We next use clonally related sequences to test IgBLAST. The rational for this test (9) is that these sequences originate from the same rearrangement but are then divergent because of somatic mutations (most sequences carry 20+ mutations in these data sets); therefore, a good sequence analysis tool should report the same V, D and J genes for most or all sequences. Data set 1 contains 57 sequences with the IGHV4-34*01-IGHD7-27*01-IGHJ3*02 rearrangement identified as the dominant alignment by iHMMune-align (9). Table 2 presents results for this test. IgBLAST reports that 52 sequences have IGHV4-34*01 and IGHJ3*02 as the closest-matched germline V and J genes, respectively, and 54 sequences have IGHD7-27*01 as the closest-matched germline D gene. The iHMMune-align results are similar. IgBLAST and iHMMune-align both find the dominant IGHV4-34*01-IGHD7-27*01-IGHJ3*02 rearrangement in 47 sequences.

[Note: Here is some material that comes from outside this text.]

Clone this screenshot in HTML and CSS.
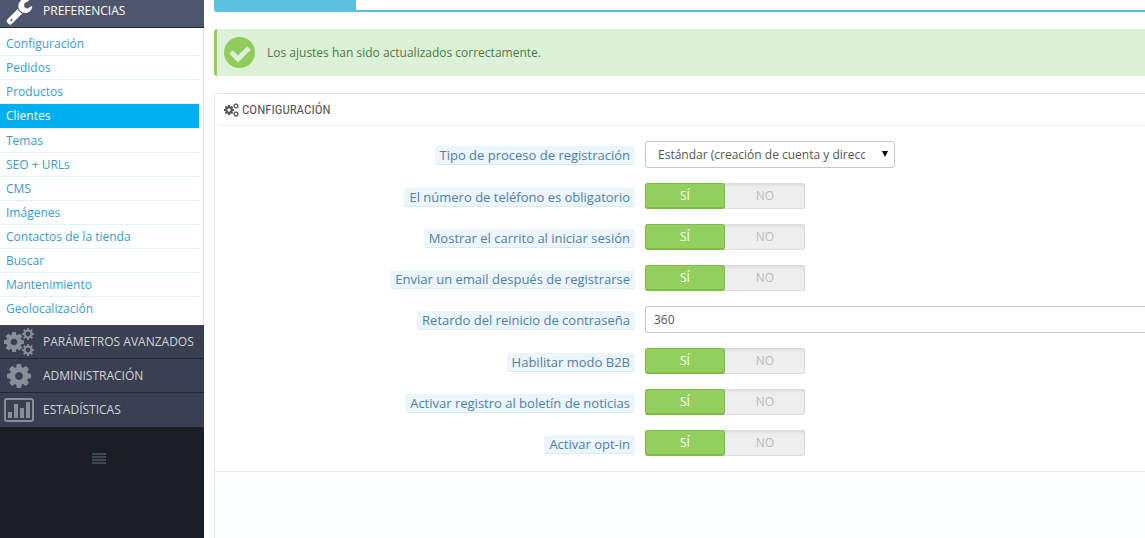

A second set of clonally related sequences (data set 2) with more mutations in the V-(D)-J junction regions are also analysed. The dominant rearrangement was previously identified as IGHV4-34*01 IGHD6-6*01- IGHJ6*02 by iHMMune-align (9). As shown in Table 2, IgBLAST reports 96 sequences use IGHV4-34*01 and all use IGHJ6*02, whereas iHMMune-align finds similar number for IGHV4-34*01 (95) but slightly lower number for IGHJ6*02 (97). For D genes, although iHMMune-align finds 86 sequences that use IGHD6-6*01, IgBLAST only finds 48 sequences with this D gene. As discussed in the ‘Search Strategy and Implementation’ section, IgBLAST uses a high mismatch penalty (−4) for D genes by default that is not optimal for identifying D genes with more mismatches (as is the case for data set 2). Therefore, we reduced the D gene mismatch penalty to −1 for this test. Indeed, reducing the D gene mismatch penalty results in identification of IGHD6-6*01 in 87 sequences (which is similar to iHMMune-align result) while not affecting the V and J gene findings. IgBLAST also finds the previously identified dominant IGHV4-34*01 IGHD6-6*01- IGHJ6*02 rearrangement in 82 sequences, whereas iHMMune-align finds such rearrangement in 80 sequences.
Overall, IgBLAST produces expected results for all three test data sets involving IG heavy chain sequences with and without mutations. iHMMune-align generates similar results, although it has an advantage that no search parameter adjustment is needed, at least for our test cases.
IgBLAST is a web tool that we have developed for analysis of IG V domain sequences. It is robustly implemented to handle a variety of query sequences in different formats and addresses common analysis tasks, such as identifying the V, D and J genes, viewing rearrangement junction details and delineation of FR/CDR for the V gene. IgBLAST also offers the unique capability to search against germline gene databases, as well as other sequence databases (such as the NCBI nr database) simultaneously to minimize the chance of missing possibly the best matching germline V gene. IgBLAST is a free public tool with no login requirement.
Supplementary Data are available at NAR Online: Supplementary File 1.
Intramural Research Program of the National Institutes of Health (NIH), National Library of Medicine. Funding for open access charge: NIH.
Conflict of interest statement. None declared.
The authors would like to acknowledge members of the BLAST group, the user help group and the C++ toolkit group at the NCBI for their work that has made this tool possible.